One of the fastest growing fraud technic is the Synthetic Identity Fraud.
This particular method consist on several different cases it may be by using real data (such as social security numbers) to assume the identity of a person an therefore accessing credit and other financial products by means of the old fashion identity theft.
In certain cases, the identity theft may include creating a digital persona in social networks and is on to create a scheme of credibility over the existence of the fraudulent persona.
Other common way is to create from scratch a synthetic person by using non-assigned social security numbers and therefore creating a new person or stealing data from children to then apply such data to their synthetic creation.

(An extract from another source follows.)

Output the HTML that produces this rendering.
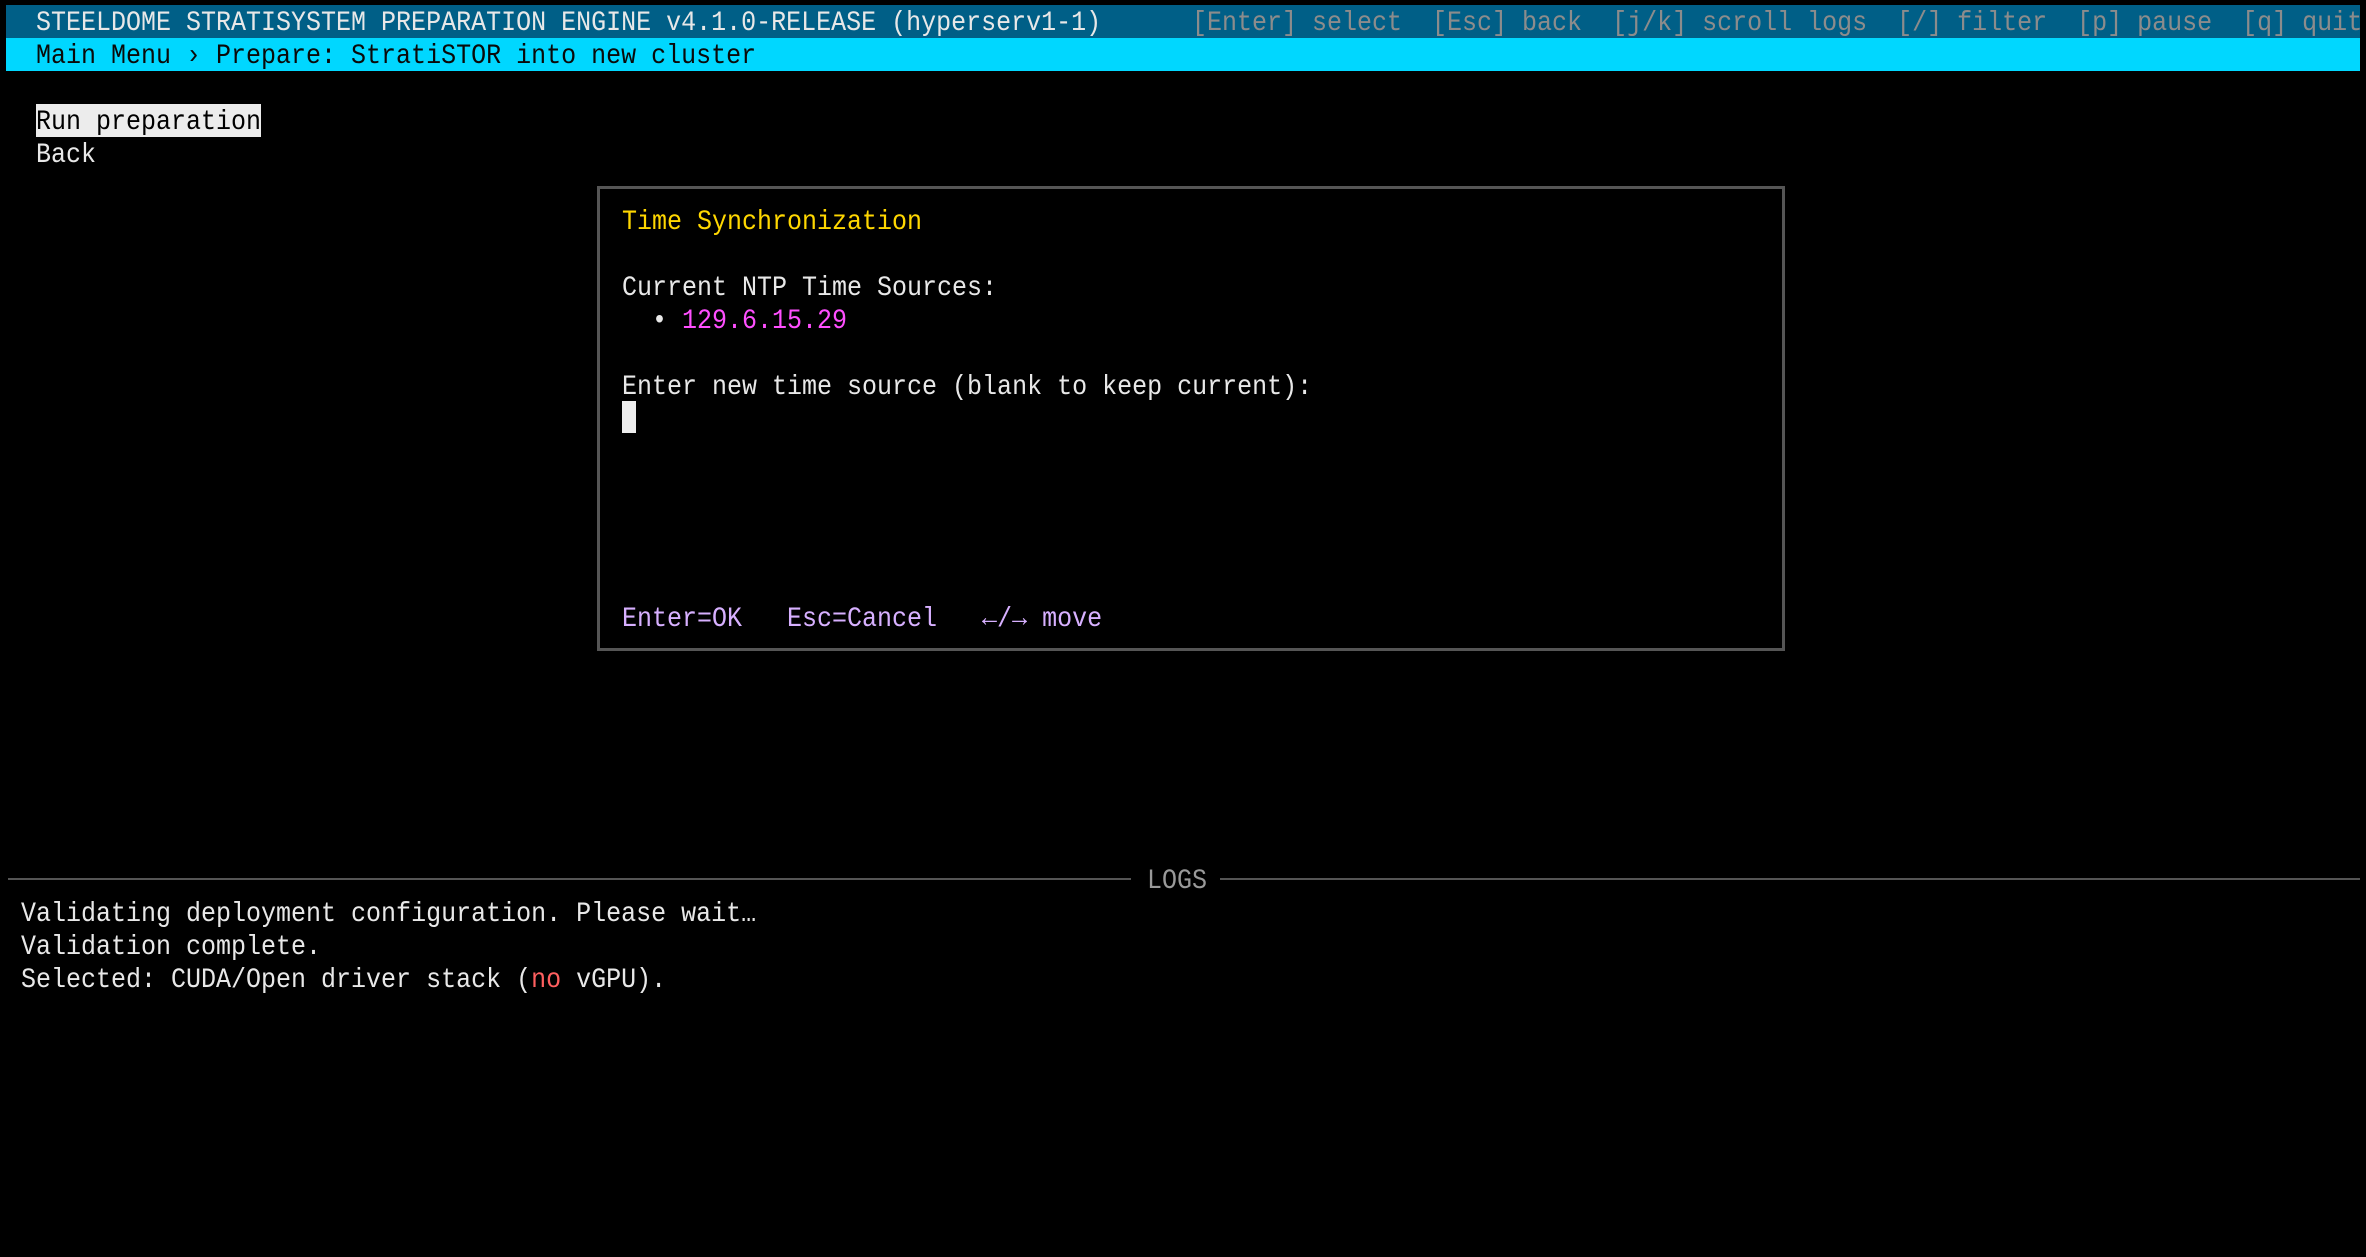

On this case, an initial loan will be requested to create a credit history, which then will be used to create further debt.
Those cases are not reported as the real individual is not aware of the existence of the synthetic persona or given its nature (E.G. a child) the issue will not surface for a number of years.
One more case reported on a cyber media outlet mentions the use of 3 dimensional printing to create a synthetic 3 dimensional figure to represent human faces in order to trick facial recognition softwares.
This will be a new struggling point to Fintechs producing digital on-boarding products, solutions and services when human interaction is not including during the onboarding process.
According to the reported information, 61% of fraud losses affecting large banks occurs for identity fraud reasons.
Furthermore, as per now, 20% of such cases are linked to Systemic identity fraud.
The current estimation set as high as $6 Billion in losses linked to Synthetic Fraud in the USA only.